__Exercise goal__
Reproduce every entry below precisely. Pictures are excluded from the copy.

__Exercise input__
--- start ---

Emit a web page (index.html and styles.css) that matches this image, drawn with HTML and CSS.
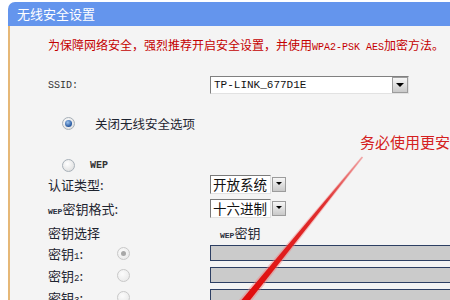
FILE: index.html
```html
<!DOCTYPE html>
<html lang="zh-CN">
<head>
    <meta charset="UTF-8">
    <meta name="viewport" content="width=device-width, initial-scale=1.0">
    <title>无线安全设置</title>
    <link rel="stylesheet" href="styles.css">
</head>
<body>

    <div class="panel">
        <div class="panel-head">无线安全设置</div>

        <div class="panel-body">
            <p class="notice">为保障网络安全，强烈推荐开启安全设置，并使用<span class="mono">WPA2-PSK AES</span>加密方法。</p>

            <div class="row row-ssid">
                <span class="label mono">SSID:</span>
                <div class="select select-wide">
                    <span class="select-text mono">TP-LINK_677D1E</span>
                    <span class="select-btn"></span>
                </div>
            </div>

            <div class="row row-off">
                <span class="radio radio-on"></span>
                <span class="opt-text">关闭无线安全选项</span>
            </div>

            <div class="row row-wep">
                <span class="radio"></span>
                <span class="opt-text opt-wep">WEP</span>
            </div>

            <div class="row row-auth">
                <span class="label">认证类型:</span>
                <div class="select-small">
                    <span class="select-box">开放系统</span>
                    <span class="select-btn"></span>
                </div>
            </div>

            <div class="row row-fmt">
                <span class="label"><span class="tiny">WEP</span>密钥格式:</span>
                <div class="select-small">
                    <span class="select-box">十六进制</span>
                    <span class="select-btn"></span>
                </div>
            </div>

            <div class="row row-keyhead">
                <span class="label">密钥选择</span>
                <span class="col-head"><span class="tiny">WEP</span>密钥</span>
            </div>

            <div class="row row-key row-key1">
                <span class="key-label">密钥<span class="digit">1</span>:</span>
                <span class="radio radio-dim radio-dim-on"></span>
                <span class="key-box"></span>
            </div>
            <div class="row row-key">
                <span class="key-label">密钥<span class="digit">2</span>:</span>
                <span class="radio radio-dim"></span>
                <span class="key-box"></span>
            </div>
            <div class="row row-key">
                <span class="key-label">密钥<span class="digit">3</span>:</span>
                <span class="radio radio-dim"></span>
                <span class="key-box"></span>
            </div>
        </div>
    </div>

    <!-- annotation drawn over the screenshot -->
    <div class="note">务必使用更安全的加密方式</div>
    <svg class="arrow" width="450" height="300" viewBox="0 0 450 300">
        <defs>
            <linearGradient id="arrowFill" x1="0" y1="0" x2="0" y2="1">
                <stop offset="0" stop-color="#f0a0a0"/>
                <stop offset="0.3" stop-color="#e03030"/>
                <stop offset="1" stop-color="#e00808"/>
            </linearGradient>
        </defs>
        <polygon points="361.6,156.4 363.2,157.6 246.0,308.4 237.6,301.6" fill="#f08080" opacity="0.45"/>
        <polygon points="362.0,156.7 362.8,157.3 244.5,307.2 239.1,302.8" fill="url(#arrowFill)"/>
    </svg>

</body>
</html>
```

FILE: styles.css
```css
* {
    margin: 0;
    padding: 0;
    box-sizing: border-box;
}

body {
    width: 450px;
    height: 300px;
    overflow: hidden;
    position: relative;
    background: #fff;
    font-family: "Noto Sans CJK SC", sans-serif;
    font-size: 12px;
    color: #222;
}

.mono {
    font-family: "Liberation Mono", monospace;
}

.panel {
    margin: 2px 0 0 8px;
    width: 460px;
}

.panel-head {
    height: 24px;
    line-height: 24px;
    padding-left: 9px;
    background: #6495ed;
    border-top-left-radius: 7px;
    color: #fff;
    font-size: 13px;
}

.panel-body {
    height: 290px;
    padding: 9px 0 0 38px;
    background: #f4f4f4;
    border-left: 2px solid #e6b877;
}

.notice {
    height: 20px;
    line-height: 20px;
    color: #c40000;
    font-size: 12px;
    white-space: nowrap;
}

.notice .mono {
    font-size: 10px;
}

.row {
    display: flex;
    align-items: center;
    height: 18px;
    white-space: nowrap;
}

.label {
    width: 162px;
    flex-shrink: 0;
    font-size: 13px;
    color: #1e2430;
}

.label.mono {
    font-size: 10px;
    color: #333;
}

.tiny {
    font-family: "Liberation Mono", monospace;
    font-size: 8px;
    font-weight: bold;
    color: #2a3040;
}

.row-ssid { margin-top: 21px; }
.row-off { margin-top: 19px; height: 20px; }
.row-wep { margin-top: 23px; }
.row-auth { margin-top: 1px; }
.row-fmt { margin-top: 6px; }
.row-keyhead { margin-top: 6px; }
.row-key { margin-top: 4px; }
.row-key1 { margin-top: 3px; }

/* fake select boxes */
.select {
    display: flex;
    align-items: center;
    justify-content: space-between;
    height: 18px;
    background: #fff;
    border: 1px solid;
    border-color: #808080 #e2e2e2 #e2e2e2 #808080;
}

.select-wide {
    width: 199px;
}

.select-text {
    padding-left: 3px;
    line-height: 16px;
    font-size: 11px;
    color: #111;
}

.select-small {
    display: flex;
    align-items: center;
    gap: 1px;
}

.select-box {
    width: 61px;
    height: 19px;
    padding-left: 2px;
    line-height: 17px;
    font-size: 13.5px;
    color: #111;
    background: #fff;
    border: 1px solid;
    border-color: #7a7a7a #e2e2e2 #e2e2e2 #7a7a7a;
    overflow: hidden;
}

.select-btn {
    position: relative;
    flex-shrink: 0;
    width: 16px;
    height: 16px;
    border: 1px solid #9c9c9c;
    background: linear-gradient(#f6f6f6, #c9c9c9);
}

.select-small .select-btn {
    width: 14px;
    height: 15px;
}

.select-btn::after {
    content: "";
    position: absolute;
    left: 50%;
    top: 50%;
    margin: -2px 0 0 -4px;
    border-left: 4px solid transparent;
    border-right: 4px solid transparent;
    border-top: 4px solid #000;
}

.select-small .select-btn::after {
    margin-left: -3px;
    border-left-width: 3px;
    border-right-width: 3px;
    border-top-width: 3px;
}

/* radios */
.radio {
    position: relative;
    flex-shrink: 0;
    width: 13px;
    height: 13px;
    border-radius: 50%;
    border: 1px solid #a7b0b8;
    background: radial-gradient(circle at 40% 35%, #fff, #d8d8d8);
}

.row-off .radio,
.row-wep .radio {
    margin-left: 14px;
}

.radio-on::after {
    content: "";
    position: absolute;
    inset: 2px;
    border-radius: 50%;
    background: radial-gradient(circle at 40% 35%, #9cc3ee, #22549c 70%);
}

.radio-dim {
    border-color: #c8c8c8;
    background: radial-gradient(circle at 40% 35%, #fbfbfb, #e6e6e6);
}

.radio-dim-on::after {
    content: "";
    position: absolute;
    inset: 3px;
    border-radius: 50%;
    background: #a8a8a8;
}

.opt-text {
    margin-left: 20px;
    font-size: 12.5px;
    color: #1e2430;
}

.opt-wep {
    margin-left: 15px;
    font-family: "Liberation Mono", monospace;
    font-size: 10px;
    font-weight: bold;
    color: #333;
}

.col-head {
    margin-left: 10px;
    font-size: 13px;
    color: #1e2430;
}

.key-label {
    width: 69px;
    flex-shrink: 0;
    font-size: 13px;
    color: #1e2430;
}

.digit {
    font-family: "Liberation Mono", monospace;
    font-size: 9px;
}

.key-box {
    margin-left: 80px;
    width: 260px;
    height: 16px;
    flex-shrink: 0;
    background: #cbcbcb;
    border: 1px solid #2d3f63;
}

/* overlay annotation */
.note {
    position: absolute;
    left: 360px;
    top: 132px;
    font-size: 15px;
    line-height: 20px;
    color: #d42020;
    white-space: nowrap;
}

.arrow {
    position: absolute;
    left: 0;
    top: 0;
    pointer-events: none;
}
```
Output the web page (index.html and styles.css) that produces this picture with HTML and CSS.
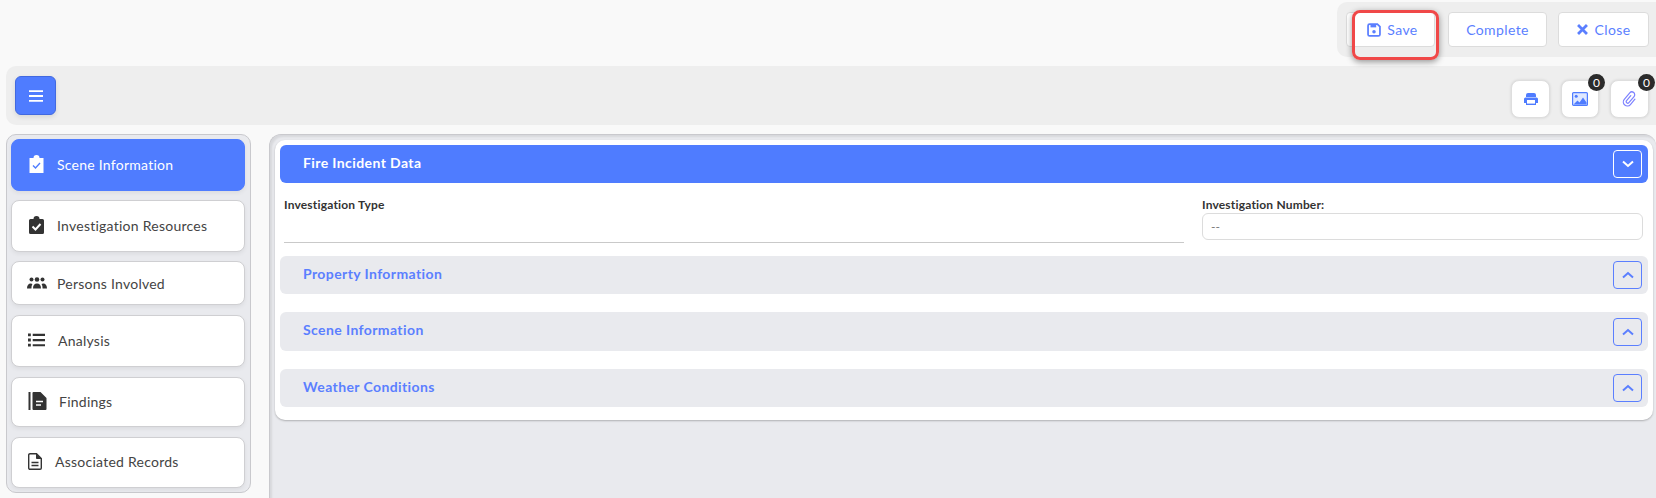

--- end ---

__Problem solution__
Emit a web page (index.html and styles.css) that matches this image, drawn with HTML and CSS.
FILE: index.html
```html
<!DOCTYPE html>
<html lang="zh-CN">
<head>
    <meta charset="UTF-8">
    <meta name="viewport" content="width=device-width, initial-scale=1.0">
    <title>无线安全设置</title>
    <link rel="stylesheet" href="styles.css">
</head>
<body>

    <div class="panel">
        <div class="panel-head">无线安全设置</div>

        <div class="panel-body">
            <p class="notice">为保障网络安全，强烈推荐开启安全设置，并使用<span class="mono">WPA2-PSK AES</span>加密方法。</p>

            <div class="row row-ssid">
                <span class="label mono">SSID:</span>
                <div class="select select-wide">
                    <span class="select-text mono">TP-LINK_677D1E</span>
                    <span class="select-btn"></span>
                </div>
            </div>

            <div class="row row-off">
                <span class="radio radio-on"></span>
                <span class="opt-text">关闭无线安全选项</span>
            </div>

            <div class="row row-wep">
                <span class="radio"></span>
                <span class="opt-text opt-wep">WEP</span>
            </div>

            <div class="row row-auth">
                <span class="label">认证类型:</span>
                <div class="select-small">
                    <span class="select-box">开放系统</span>
                    <span class="select-btn"></span>
                </div>
            </div>

            <div class="row row-fmt">
                <span class="label"><span class="tiny">WEP</span>密钥格式:</span>
                <div class="select-small">
                    <span class="select-box">十六进制</span>
                    <span class="select-btn"></span>
                </div>
            </div>

            <div class="row row-keyhead">
                <span class="label">密钥选择</span>
                <span class="col-head"><span class="tiny">WEP</span>密钥</span>
            </div>

            <div class="row row-key row-key1">
                <span class="key-label">密钥<span class="digit">1</span>:</span>
                <span class="radio radio-dim radio-dim-on"></span>
                <span class="key-box"></span>
            </div>
            <div class="row row-key">
                <span class="key-label">密钥<span class="digit">2</span>:</span>
                <span class="radio radio-dim"></span>
                <span class="key-box"></span>
            </div>
            <div class="row row-key">
                <span class="key-label">密钥<span class="digit">3</span>:</span>
                <span class="radio radio-dim"></span>
                <span class="key-box"></span>
            </div>
        </div>
    </div>

    <!-- annotation drawn over the screenshot -->
    <div class="note">务必使用更安全的加密方式</div>
    <svg class="arrow" width="450" height="300" viewBox="0 0 450 300">
        <defs>
            <linearGradient id="arrowFill" x1="0" y1="0" x2="0" y2="1">
                <stop offset="0" stop-color="#f0a0a0"/>
                <stop offset="0.3" stop-color="#e03030"/>
                <stop offset="1" stop-color="#e00808"/>
            </linearGradient>
        </defs>
        <polygon points="361.6,156.4 363.2,157.6 246.0,308.4 237.6,301.6" fill="#f08080" opacity="0.45"/>
        <polygon points="362.0,156.7 362.8,157.3 244.5,307.2 239.1,302.8" fill="url(#arrowFill)"/>
    </svg>

</body>
</html>
```

FILE: styles.css
```css
* {
    margin: 0;
    padding: 0;
    box-sizing: border-box;
}

body {
    width: 450px;
    height: 300px;
    overflow: hidden;
    position: relative;
    background: #fff;
    font-family: "Noto Sans CJK SC", sans-serif;
    font-size: 12px;
    color: #222;
}

.mono {
    font-family: "Liberation Mono", monospace;
}

.panel {
    margin: 2px 0 0 8px;
    width: 460px;
}

.panel-head {
    height: 24px;
    line-height: 24px;
    padding-left: 9px;
    background: #6495ed;
    border-top-left-radius: 7px;
    color: #fff;
    font-size: 13px;
}

.panel-body {
    height: 290px;
    padding: 9px 0 0 38px;
    background: #f4f4f4;
    border-left: 2px solid #e6b877;
}

.notice {
    height: 20px;
    line-height: 20px;
    color: #c40000;
    font-size: 12px;
    white-space: nowrap;
}

.notice .mono {
    font-size: 10px;
}

.row {
    display: flex;
    align-items: center;
    height: 18px;
    white-space: nowrap;
}

.label {
    width: 162px;
    flex-shrink: 0;
    font-size: 13px;
    color: #1e2430;
}

.label.mono {
    font-size: 10px;
    color: #333;
}

.tiny {
    font-family: "Liberation Mono", monospace;
    font-size: 8px;
    font-weight: bold;
    color: #2a3040;
}

.row-ssid { margin-top: 21px; }
.row-off { margin-top: 19px; height: 20px; }
.row-wep { margin-top: 23px; }
.row-auth { margin-top: 1px; }
.row-fmt { margin-top: 6px; }
.row-keyhead { margin-top: 6px; }
.row-key { margin-top: 4px; }
.row-key1 { margin-top: 3px; }

/* fake select boxes */
.select {
    display: flex;
    align-items: center;
    justify-content: space-between;
    height: 18px;
    background: #fff;
    border: 1px solid;
    border-color: #808080 #e2e2e2 #e2e2e2 #808080;
}

.select-wide {
    width: 199px;
}

.select-text {
    padding-left: 3px;
    line-height: 16px;
    font-size: 11px;
    color: #111;
}

.select-small {
    display: flex;
    align-items: center;
    gap: 1px;
}

.select-box {
    width: 61px;
    height: 19px;
    padding-left: 2px;
    line-height: 17px;
    font-size: 13.5px;
    color: #111;
    background: #fff;
    border: 1px solid;
    border-color: #7a7a7a #e2e2e2 #e2e2e2 #7a7a7a;
    overflow: hidden;
}

.select-btn {
    position: relative;
    flex-shrink: 0;
    width: 16px;
    height: 16px;
    border: 1px solid #9c9c9c;
    background: linear-gradient(#f6f6f6, #c9c9c9);
}

.select-small .select-btn {
    width: 14px;
    height: 15px;
}

.select-btn::after {
    content: "";
    position: absolute;
    left: 50%;
    top: 50%;
    margin: -2px 0 0 -4px;
    border-left: 4px solid transparent;
    border-right: 4px solid transparent;
    border-top: 4px solid #000;
}

.select-small .select-btn::after {
    margin-left: -3px;
    border-left-width: 3px;
    border-right-width: 3px;
    border-top-width: 3px;
}

/* radios */
.radio {
    position: relative;
    flex-shrink: 0;
    width: 13px;
    height: 13px;
    border-radius: 50%;
    border: 1px solid #a7b0b8;
    background: radial-gradient(circle at 40% 35%, #fff, #d8d8d8);
}

.row-off .radio,
.row-wep .radio {
    margin-left: 14px;
}

.radio-on::after {
    content: "";
    position: absolute;
    inset: 2px;
    border-radius: 50%;
    background: radial-gradient(circle at 40% 35%, #9cc3ee, #22549c 70%);
}

.radio-dim {
    border-color: #c8c8c8;
    background: radial-gradient(circle at 40% 35%, #fbfbfb, #e6e6e6);
}

.radio-dim-on::after {
    content: "";
    position: absolute;
    inset: 3px;
    border-radius: 50%;
    background: #a8a8a8;
}

.opt-text {
    margin-left: 20px;
    font-size: 12.5px;
    color: #1e2430;
}

.opt-wep {
    margin-left: 15px;
    font-family: "Liberation Mono", monospace;
    font-size: 10px;
    font-weight: bold;
    color: #333;
}

.col-head {
    margin-left: 10px;
    font-size: 13px;
    color: #1e2430;
}

.key-label {
    width: 69px;
    flex-shrink: 0;
    font-size: 13px;
    color: #1e2430;
}

.digit {
    font-family: "Liberation Mono", monospace;
    font-size: 9px;
}

.key-box {
    margin-left: 80px;
    width: 260px;
    height: 16px;
    flex-shrink: 0;
    background: #cbcbcb;
    border: 1px solid #2d3f63;
}

/* overlay annotation */
.note {
    position: absolute;
    left: 360px;
    top: 132px;
    font-size: 15px;
    line-height: 20px;
    color: #d42020;
    white-space: nowrap;
}

.arrow {
    position: absolute;
    left: 0;
    top: 0;
    pointer-events: none;
}
```
Output the web page (index.html and styles.css) that produces this picture with HTML and CSS.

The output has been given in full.